Central Bank of Nigeria, CBN, rose from its Monetary Policy Committee, MPC, meeting on May 23 and 24, after a thorough analysis of the challenging global and domestic economic and financial conditions, to announce the adoption of a greater flexibility in exchange rate policy to “restore the automatic adjustment properties of the exchange rate.” In arriving at this conclusion, the apex bank had also considered the short-to medium-term prospects for the domestic economy and the outlook for the rest of the year. It did not give a specific timeframe when the policy would be made known to the public, but market analysts had reasoned that the announcement would come within days due to its importance to market stability.
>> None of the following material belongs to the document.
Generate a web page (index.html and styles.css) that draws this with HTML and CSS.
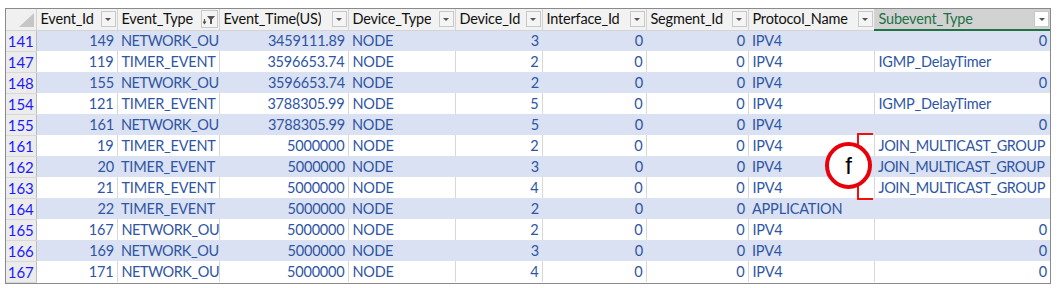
FILE: index.html
```html
<!DOCTYPE html>
<html>
<head>
<meta charset="utf-8">
<link rel="stylesheet" href="styles.css">
</head>
<body>
<div class="sheet">
  <table class="grid">
    <colgroup>
      <col class="w-rh"><col class="w1"><col class="w2"><col class="w3"><col class="w4"><col class="w5"><col class="w6"><col class="w7"><col class="w8"><col class="w9">
    </colgroup>
    <thead>
      <tr>
        <th class="corner"><span class="selall"></span></th>
        <th><div class="hc"><span class="ht">Event_Id</span><span class="fb"><span class="tri"></span></span></div></th>
        <th><div class="hc"><span class="ht">Event_Type</span><span class="fb fbig">
          <svg width="13" height="11" viewBox="0 0 13 11"><path d="M1.5 5 V9 M0 7.5 L1.5 9.5 L3 7.5" stroke="#555" stroke-width="1.2" fill="none"/><path d="M4 2 H12 L9 5.5 V10 H7 V5.5 Z" fill="#555"/></svg>
        </span></div></th>
        <th><div class="hc"><span class="ht">Event_Time(US)</span><span class="fb"><span class="tri"></span></span></div></th>
        <th><div class="hc"><span class="ht">Device_Type</span><span class="fb"><span class="tri"></span></span></div></th>
        <th><div class="hc"><span class="ht">Device_Id</span><span class="fb"><span class="tri"></span></span></div></th>
        <th><div class="hc"><span class="ht">Interface_Id</span><span class="fb"><span class="tri"></span></span></div></th>
        <th><div class="hc"><span class="ht">Segment_Id</span><span class="fb"><span class="tri"></span></span></div></th>
        <th><div class="hc"><span class="ht">Protocol_Name</span><span class="fb"><span class="tri"></span></span></div></th>
        <th class="sel"><div class="hc"><span class="ht">Subevent_Type</span><span class="fb wb"><span class="tri"></span></span></div></th>
      </tr>
    </thead>
    <tbody>
      <tr class="b"><td class="rh">141</td><td class="n">149</td><td class="fit">NETWORK_OU</td><td class="n">3459111.89</td><td>NODE</td><td class="n">3</td><td class="n">0</td><td class="n">0</td><td>IPV4</td><td class="n">0</td></tr>
      <tr class="w"><td class="rh">147</td><td class="n">119</td><td>TIMER_EVENT</td><td class="n">3596653.74</td><td>NODE</td><td class="n">2</td><td class="n">0</td><td class="n">0</td><td>IPV4</td><td>IGMP_DelayTimer</td></tr>
      <tr class="b"><td class="rh">148</td><td class="n">155</td><td class="fit">NETWORK_OU</td><td class="n">3596653.74</td><td>NODE</td><td class="n">2</td><td class="n">0</td><td class="n">0</td><td>IPV4</td><td class="n">0</td></tr>
      <tr class="w"><td class="rh">154</td><td class="n">121</td><td>TIMER_EVENT</td><td class="n">3788305.99</td><td>NODE</td><td class="n">5</td><td class="n">0</td><td class="n">0</td><td>IPV4</td><td>IGMP_DelayTimer</td></tr>
      <tr class="b"><td class="rh">155</td><td class="n">161</td><td class="fit">NETWORK_OU</td><td class="n">3788305.99</td><td>NODE</td><td class="n">5</td><td class="n">0</td><td class="n">0</td><td>IPV4</td><td class="n">0</td></tr>
      <tr class="w"><td class="rh">161</td><td class="n">19</td><td>TIMER_EVENT</td><td class="n">5000000</td><td>NODE</td><td class="n">2</td><td class="n">0</td><td class="n">0</td><td>IPV4</td><td class="fit">JOIN_MULTICAST_GROUP</td></tr>
      <tr class="b"><td class="rh">162</td><td class="n">20</td><td>TIMER_EVENT</td><td class="n">5000000</td><td>NODE</td><td class="n">3</td><td class="n">0</td><td class="n">0</td><td>IPV4</td><td class="fit">JOIN_MULTICAST_GROUP</td></tr>
      <tr class="w"><td class="rh">163</td><td class="n">21</td><td>TIMER_EVENT</td><td class="n">5000000</td><td>NODE</td><td class="n">4</td><td class="n">0</td><td class="n">0</td><td>IPV4</td><td class="fit">JOIN_MULTICAST_GROUP</td></tr>
      <tr class="b"><td class="rh">164</td><td class="n">22</td><td>TIMER_EVENT</td><td class="n">5000000</td><td>NODE</td><td class="n">2</td><td class="n">0</td><td class="n">0</td><td>APPLICATION</td><td></td></tr>
      <tr class="w"><td class="rh">165</td><td class="n">167</td><td class="fit">NETWORK_OU</td><td class="n">5000000</td><td>NODE</td><td class="n">2</td><td class="n">0</td><td class="n">0</td><td>IPV4</td><td class="n">0</td></tr>
      <tr class="b"><td class="rh">166</td><td class="n">169</td><td class="fit">NETWORK_OU</td><td class="n">5000000</td><td>NODE</td><td class="n">3</td><td class="n">0</td><td class="n">0</td><td>IPV4</td><td class="n">0</td></tr>
      <tr class="w"><td class="rh">167</td><td class="n">171</td><td class="fit">NETWORK_OU</td><td class="n">5000000</td><td>NODE</td><td class="n">4</td><td class="n">0</td><td class="n">0</td><td>IPV4</td><td class="n">0</td></tr>
    </tbody>
  </table>
  <div class="callout">
    <span class="bracket"></span>
    <span class="circle">f</span>
  </div>
</div>
</body>
</html>
```
FILE: styles.css
```css
html, body {
  margin: 0;
  padding: 0;
  background: #ffffff;
}
body {
  padding: 8px 0 0 5px;
  font-family: Lato, "Liberation Sans", sans-serif;
}
.sheet {
  position: relative;
  width: 1044px;
  border: 1px solid #8a8a8a;
}
.grid {
  table-layout: fixed;
  border-collapse: collapse;
  width: 1044px;
  font-size: 14.5px;
  letter-spacing: -0.2px;
}
.w-rh { width: 30px; }
.w1 { width: 81px; }
.w2 { width: 102px; }
.w3 { width: 129px; }
.w4 { width: 107px; }
.w5 { width: 87px; }
.w6 { width: 104px; }
.w7 { width: 102px; }
.w8 { width: 126px; }
.w9 { width: 176px; }

th {
  height: 20px;
  padding: 0;
  background: #f2f2f2;
  border-right: 1px solid #d4d4d4;
  border-bottom: 1px solid #d4d4d4;
  font-weight: normal;
  color: #111;
  text-align: left;
}
th:last-child { border-right: none; }
.hc {
  display: flex;
  align-items: center;
  justify-content: space-between;
  height: 20px;
  padding-left: 4px;
  padding-right: 1px;
  overflow: hidden;
}
.ht {
  white-space: nowrap;
  overflow: hidden;
  line-height: 20px;
}
.fb {
  flex: none;
  width: 15px;
  height: 16px;
  box-sizing: border-box;
  border: 1px solid #c8c8c8;
  background: #f4f4f4;
  display: flex;
  align-items: center;
  justify-content: center;
}
.fb.fbig {
  width: 17px;
  height: 18px;
}
.fb.wb { background: #ffffff; }
.tri {
  width: 0;
  height: 0;
  border-left: 3px solid transparent;
  border-right: 3px solid transparent;
  border-top: 3px solid #555;
  margin-top: 1px;
}
.corner {
  background: #f0f0f0;
}
.selall {
  display: block;
  width: 0;
  height: 0;
  margin: 3px 2px 1px auto;
  border-left: 15px solid transparent;
  border-bottom: 14px solid #c6c6c6;
}
th.sel {
  background: #d2d2d2;
  color: #217346;
  border-bottom: 2px solid #217346;
}

td {
  height: 21px;
  padding: 0 3px 0 4px;
  box-sizing: border-box;
  white-space: nowrap;
  overflow: hidden;
  color: #2f55a4;
  line-height: 20px;
}
td.n { text-align: right; }
td.fit {
  padding-right: 0;
  letter-spacing: -0.45px;
}
td.rh {
  background: #ececec;
  color: #1a1aff;
  text-align: center;
  padding: 0;
  letter-spacing: 0;
  font-size: 15px;
  border-right: 1px solid #bdbdbd;
  border-bottom: 1px solid #d8d8d8;
}
tr.b td { background: #d9e1f2; }
tr.b td.rh { background: #ececec; }
tr.w td { background: #ffffff; border-right: 1px solid #d8d8d8; }
tr.w td.rh { background: #ececec; border-right: 1px solid #bdbdbd; }
tr.w td:last-child { border-right: none; }

.callout {
  position: absolute;
  left: 819px;
  top: 124px;
  width: 50px;
  height: 70px;
}
.bracket {
  position: absolute;
  left: 32px;
  top: 0;
  width: 16px;
  height: 67px;
  box-sizing: border-box;
  border: 2px solid #f01010;
  border-right: none;
}
.circle {
  position: absolute;
  left: 0;
  top: 9px;
  width: 47px;
  height: 47px;
  box-sizing: border-box;
  border: 4px solid #e8000b;
  border-radius: 50%;
  background: #ffffff;
  color: #000;
  font-family: "Liberation Sans", sans-serif;
  font-size: 24px;
  display: flex;
  align-items: center;
  justify-content: center;
}
```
However, more than two weeks after the pronouncement was made, market players are still waiting with no clear idea of when the guidelines would be made public. This has inadvertently created uncertainty in the forex market, giving room for speculative trading, and at worst, outright hording of dollars, fueling the naira to trade 365 to the dollar. It is obvious that the apex bank is faced with the dilemma of how to hold on to the current reserves level of about $28 billion and maintain price stability in the foreign exchange market in the face of dwindling oil receipts. But this myriad of challenges have not in any way swayed the now distrust public who are worried that such weighty pronouncement could be made without clear guideline on its operation.
Again, one of the challenges confronting the apex bank has been the great difficulties being experienced in funding the nation’s imports as a result of scarce foreign exchange. This situation has put heavy pressure on the naira, sending it on a free-fall. It is imperative for the CBN to come up with a workable solution that would open up the forex market while maintaining a robust forex reserve.
However, there seems to be light at the end of the tunnel, as an analysts say the forex guideline may be out sooner than expected, after two weeks of intensive consultations with major stakeholders, including investors, bankers, fund managers and money market operators in a bid to strike an equilibrium and produce a workable policy that will bring price stability to the naira.
The head of United Bank for Africa, UBA, Phillips Oduoza had said on Thursday, after chief executives of the country’s lenders met with CBN officials, that details of the federal government’s flexible currency model as explained by the apex bank would be ready in a “short while.”
Oduoza told reporters after the bankers committee meeting that the CBN had received lots of input from stakeholders which were being studied with a view to creating a robust flexible exchange rate model. “We want to make sure that we come up with a model that is very robust and comprehensive, that would be able to address the major exchange rate issues that we have been dealing with. To this extent, we have got a lot of inputs from various stakeholders. I believe that in a very short while the framework is going to be ready. We believe it is important to get it right…So you must exercise a little bit of patience but we are coming up with a framework that will address a lot of the issues that surround the foreign exchange in Nigeria,” he said.
When the CBN announced last month plans to abandon the naira’s 15-month peg to the dollar, it was applauded by many due partly to the distortion the old policy had introduced into the forex market. Indeed, market analysts have maintained that the apex bank through its monetary policies has overvalued the Nigerian currency, harmed investments and caused the economy to contract.
We urge the apex bank to, as a matter of urgency, clarify how the new policy would work, because its continuous delay in doing so is spooking foreign investors long worried about getting caught in the middle of a currency devaluation. It is common knowledge, especially among market players, that uncertainty in whatever variant does not augur well for the system. It is on this note that we call on the CBN to do the needful in order to prevent further draining of the country’s scarce foreign reserves and bleeding of the economy, which depends largely on imports.